From Rosslare we walked into the city of Wexford, where we bought a few groceries in a small store, and asked for directions. Beat had seen mention of a campground, but by the time we reached it, the gate had been locked for the night. We rolled our sleeping bags out in the field beside the gate, and went to sleep.

At about midnight, a car pulled up at the gate. The German youths who manned it demonstrated recent indulgence in alcohol, which would not have bothered us, except that when they could not get into the campground, they decided to drive circles in the tall grass that hid us in our sleeping bags. Beat and I stood up, waving our arms. Meanwhile, Urs slept peacefully. The Germans did stop, about twenty yards short of running us over. Then they retreated to the far end of the field and attempted, drunk as they were, to set up a tent.

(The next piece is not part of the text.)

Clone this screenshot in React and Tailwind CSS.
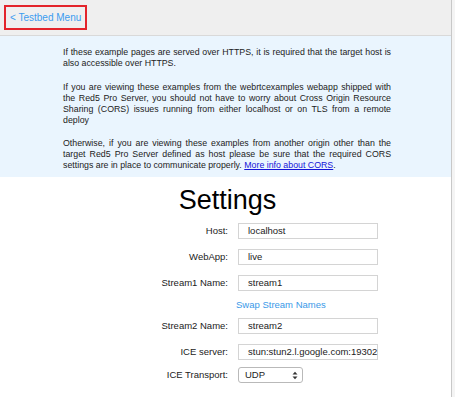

In the morning, Beat and I had fun showing Urs the tire tracks in the grass, and then set off. We hadn’t walked far, however, before we realized that none of the cars that had driven by us would have had room for three young men. We decided to split up. Beat gave me his address in Switzerland, and I set visiting him as a goal. Perceptive readers will notice how circumstances and opportunities were chipping away at my original plan to spend my year in Paris.

It was Sunday morning. I had now been in Europe for a week, even if it has taken a month for me to recount the story.